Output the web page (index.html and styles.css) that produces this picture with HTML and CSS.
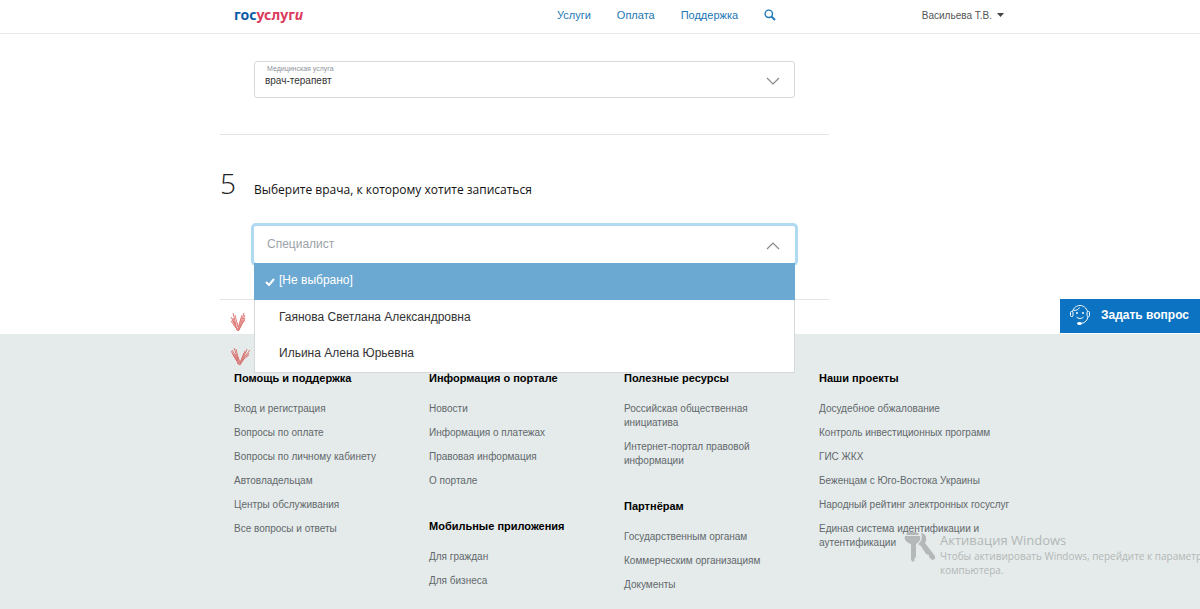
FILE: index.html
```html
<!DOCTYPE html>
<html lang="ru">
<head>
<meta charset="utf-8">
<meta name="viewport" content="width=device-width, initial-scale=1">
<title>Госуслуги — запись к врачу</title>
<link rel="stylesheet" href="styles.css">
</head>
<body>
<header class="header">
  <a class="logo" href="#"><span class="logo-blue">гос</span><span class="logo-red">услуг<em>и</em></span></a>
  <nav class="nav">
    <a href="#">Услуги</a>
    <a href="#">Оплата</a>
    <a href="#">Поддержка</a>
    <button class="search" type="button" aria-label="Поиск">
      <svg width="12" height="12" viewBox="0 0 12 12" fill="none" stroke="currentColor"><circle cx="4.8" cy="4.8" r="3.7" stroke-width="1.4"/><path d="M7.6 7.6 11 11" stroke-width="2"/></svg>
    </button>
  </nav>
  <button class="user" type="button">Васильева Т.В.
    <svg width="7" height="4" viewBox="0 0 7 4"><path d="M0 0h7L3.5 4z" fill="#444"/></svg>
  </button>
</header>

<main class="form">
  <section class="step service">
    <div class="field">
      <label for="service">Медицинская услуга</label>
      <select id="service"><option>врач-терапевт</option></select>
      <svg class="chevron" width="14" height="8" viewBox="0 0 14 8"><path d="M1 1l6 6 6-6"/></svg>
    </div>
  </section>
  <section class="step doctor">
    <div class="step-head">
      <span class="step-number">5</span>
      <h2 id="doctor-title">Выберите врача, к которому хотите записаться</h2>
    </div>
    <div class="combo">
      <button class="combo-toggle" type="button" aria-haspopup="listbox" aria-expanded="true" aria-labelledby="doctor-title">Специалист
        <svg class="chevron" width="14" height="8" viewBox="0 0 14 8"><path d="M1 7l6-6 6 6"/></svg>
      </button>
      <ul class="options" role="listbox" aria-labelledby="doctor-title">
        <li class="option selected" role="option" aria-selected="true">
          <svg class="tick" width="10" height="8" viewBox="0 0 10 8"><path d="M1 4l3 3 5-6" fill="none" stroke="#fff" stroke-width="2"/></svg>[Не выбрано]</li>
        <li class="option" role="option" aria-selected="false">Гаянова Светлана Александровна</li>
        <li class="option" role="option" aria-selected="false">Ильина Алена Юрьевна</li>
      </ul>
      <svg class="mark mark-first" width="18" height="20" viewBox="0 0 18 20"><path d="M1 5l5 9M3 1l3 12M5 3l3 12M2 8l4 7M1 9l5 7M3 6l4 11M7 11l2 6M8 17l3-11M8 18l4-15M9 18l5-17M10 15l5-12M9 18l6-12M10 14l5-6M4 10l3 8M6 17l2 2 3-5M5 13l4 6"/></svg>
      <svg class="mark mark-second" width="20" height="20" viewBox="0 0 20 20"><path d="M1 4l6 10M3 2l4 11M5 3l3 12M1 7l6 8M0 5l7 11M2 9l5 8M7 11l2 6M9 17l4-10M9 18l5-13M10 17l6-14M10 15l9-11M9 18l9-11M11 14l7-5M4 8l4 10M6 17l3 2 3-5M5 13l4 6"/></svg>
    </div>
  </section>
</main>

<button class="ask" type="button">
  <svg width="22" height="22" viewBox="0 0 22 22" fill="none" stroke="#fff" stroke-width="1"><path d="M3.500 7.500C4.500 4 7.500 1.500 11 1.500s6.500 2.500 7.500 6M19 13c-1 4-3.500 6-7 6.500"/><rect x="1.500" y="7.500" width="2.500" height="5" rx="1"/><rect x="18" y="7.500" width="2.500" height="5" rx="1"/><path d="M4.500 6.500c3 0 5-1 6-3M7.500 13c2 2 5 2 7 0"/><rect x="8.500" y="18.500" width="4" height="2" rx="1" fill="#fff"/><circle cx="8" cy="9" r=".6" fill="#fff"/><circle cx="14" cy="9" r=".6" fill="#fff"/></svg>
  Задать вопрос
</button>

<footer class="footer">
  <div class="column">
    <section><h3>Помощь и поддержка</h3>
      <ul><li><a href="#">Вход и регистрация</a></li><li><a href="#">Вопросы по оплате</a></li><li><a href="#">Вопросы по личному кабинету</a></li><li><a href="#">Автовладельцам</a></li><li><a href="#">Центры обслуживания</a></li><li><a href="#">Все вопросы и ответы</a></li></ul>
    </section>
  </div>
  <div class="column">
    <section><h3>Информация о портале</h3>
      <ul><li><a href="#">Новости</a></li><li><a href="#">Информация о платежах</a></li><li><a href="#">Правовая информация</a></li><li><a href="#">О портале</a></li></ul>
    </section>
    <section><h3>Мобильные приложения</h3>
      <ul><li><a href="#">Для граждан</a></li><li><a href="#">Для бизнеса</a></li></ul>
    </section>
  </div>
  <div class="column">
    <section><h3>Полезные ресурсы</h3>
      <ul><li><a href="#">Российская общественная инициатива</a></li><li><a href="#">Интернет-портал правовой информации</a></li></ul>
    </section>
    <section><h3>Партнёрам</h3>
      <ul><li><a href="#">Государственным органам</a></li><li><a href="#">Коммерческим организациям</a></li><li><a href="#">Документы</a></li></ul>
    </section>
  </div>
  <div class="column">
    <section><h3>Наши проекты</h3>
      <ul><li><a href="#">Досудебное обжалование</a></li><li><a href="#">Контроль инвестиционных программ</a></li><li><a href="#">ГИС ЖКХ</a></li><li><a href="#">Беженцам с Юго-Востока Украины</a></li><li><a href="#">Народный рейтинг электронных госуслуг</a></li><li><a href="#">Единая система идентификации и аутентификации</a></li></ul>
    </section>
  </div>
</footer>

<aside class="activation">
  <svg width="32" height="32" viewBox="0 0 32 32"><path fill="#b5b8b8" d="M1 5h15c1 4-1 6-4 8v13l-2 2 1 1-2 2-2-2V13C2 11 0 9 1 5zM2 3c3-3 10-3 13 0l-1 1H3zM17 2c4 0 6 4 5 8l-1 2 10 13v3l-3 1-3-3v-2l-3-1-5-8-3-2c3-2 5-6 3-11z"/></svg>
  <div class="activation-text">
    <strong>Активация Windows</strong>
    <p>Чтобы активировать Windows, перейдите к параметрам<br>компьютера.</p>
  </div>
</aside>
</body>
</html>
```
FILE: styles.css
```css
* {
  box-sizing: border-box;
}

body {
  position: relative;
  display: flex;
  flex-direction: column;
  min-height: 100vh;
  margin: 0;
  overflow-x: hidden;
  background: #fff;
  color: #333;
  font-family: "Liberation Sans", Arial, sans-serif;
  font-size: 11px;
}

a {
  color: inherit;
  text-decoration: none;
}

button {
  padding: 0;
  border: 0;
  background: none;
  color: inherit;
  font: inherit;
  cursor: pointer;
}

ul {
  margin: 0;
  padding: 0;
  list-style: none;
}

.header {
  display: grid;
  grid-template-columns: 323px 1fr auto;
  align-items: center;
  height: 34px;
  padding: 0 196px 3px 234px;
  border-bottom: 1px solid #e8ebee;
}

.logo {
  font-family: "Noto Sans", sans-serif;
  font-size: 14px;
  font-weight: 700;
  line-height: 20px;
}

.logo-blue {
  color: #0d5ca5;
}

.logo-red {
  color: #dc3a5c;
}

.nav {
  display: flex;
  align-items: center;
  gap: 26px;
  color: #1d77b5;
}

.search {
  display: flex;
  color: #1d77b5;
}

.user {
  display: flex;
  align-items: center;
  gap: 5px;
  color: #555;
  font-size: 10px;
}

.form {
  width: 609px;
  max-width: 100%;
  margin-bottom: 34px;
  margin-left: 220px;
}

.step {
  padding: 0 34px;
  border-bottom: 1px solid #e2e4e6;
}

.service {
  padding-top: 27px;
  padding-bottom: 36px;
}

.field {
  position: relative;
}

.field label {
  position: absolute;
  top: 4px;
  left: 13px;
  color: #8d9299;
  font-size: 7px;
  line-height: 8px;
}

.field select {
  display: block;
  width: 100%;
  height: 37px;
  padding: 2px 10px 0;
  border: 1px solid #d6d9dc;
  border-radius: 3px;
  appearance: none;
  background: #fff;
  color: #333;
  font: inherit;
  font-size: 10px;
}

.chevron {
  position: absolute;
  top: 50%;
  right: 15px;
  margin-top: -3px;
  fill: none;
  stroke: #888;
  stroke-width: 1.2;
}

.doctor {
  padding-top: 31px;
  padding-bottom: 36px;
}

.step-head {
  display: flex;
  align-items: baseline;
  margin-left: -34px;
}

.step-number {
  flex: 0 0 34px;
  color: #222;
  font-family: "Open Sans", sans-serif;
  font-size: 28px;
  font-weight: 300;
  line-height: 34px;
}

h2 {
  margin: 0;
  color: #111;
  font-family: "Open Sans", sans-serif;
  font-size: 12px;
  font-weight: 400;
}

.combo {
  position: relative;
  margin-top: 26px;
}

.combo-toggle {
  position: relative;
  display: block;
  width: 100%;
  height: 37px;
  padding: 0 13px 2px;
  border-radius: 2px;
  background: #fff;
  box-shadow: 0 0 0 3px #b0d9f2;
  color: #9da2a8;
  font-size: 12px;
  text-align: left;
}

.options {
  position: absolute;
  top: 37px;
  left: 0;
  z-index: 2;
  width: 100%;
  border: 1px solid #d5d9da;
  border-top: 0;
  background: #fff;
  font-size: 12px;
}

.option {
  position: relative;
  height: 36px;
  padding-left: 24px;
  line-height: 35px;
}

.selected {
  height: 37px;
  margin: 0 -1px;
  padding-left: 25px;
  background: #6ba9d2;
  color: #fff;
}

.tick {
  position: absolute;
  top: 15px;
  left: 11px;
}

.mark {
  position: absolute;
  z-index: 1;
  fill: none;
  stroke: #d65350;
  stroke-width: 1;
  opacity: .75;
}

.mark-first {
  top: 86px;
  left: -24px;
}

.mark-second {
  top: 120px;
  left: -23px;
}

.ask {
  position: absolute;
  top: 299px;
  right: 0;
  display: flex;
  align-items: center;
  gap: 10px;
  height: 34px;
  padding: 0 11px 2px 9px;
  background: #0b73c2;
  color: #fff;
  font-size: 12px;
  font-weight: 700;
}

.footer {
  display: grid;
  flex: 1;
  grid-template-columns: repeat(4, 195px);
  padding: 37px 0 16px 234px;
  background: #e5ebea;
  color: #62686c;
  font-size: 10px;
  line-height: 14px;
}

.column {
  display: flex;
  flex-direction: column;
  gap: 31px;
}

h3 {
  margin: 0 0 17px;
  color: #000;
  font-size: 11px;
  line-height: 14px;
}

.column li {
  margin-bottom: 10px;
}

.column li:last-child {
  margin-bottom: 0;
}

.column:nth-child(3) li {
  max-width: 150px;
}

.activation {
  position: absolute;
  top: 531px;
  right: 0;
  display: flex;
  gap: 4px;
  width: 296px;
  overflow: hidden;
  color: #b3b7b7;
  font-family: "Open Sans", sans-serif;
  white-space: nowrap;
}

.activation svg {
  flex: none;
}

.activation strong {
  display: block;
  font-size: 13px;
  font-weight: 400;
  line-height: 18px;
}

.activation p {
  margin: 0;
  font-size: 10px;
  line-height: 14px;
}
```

******

**Aim:** Your answer should be one number: how many lines of the listing include the word "styles".

**Exercise solution:** 3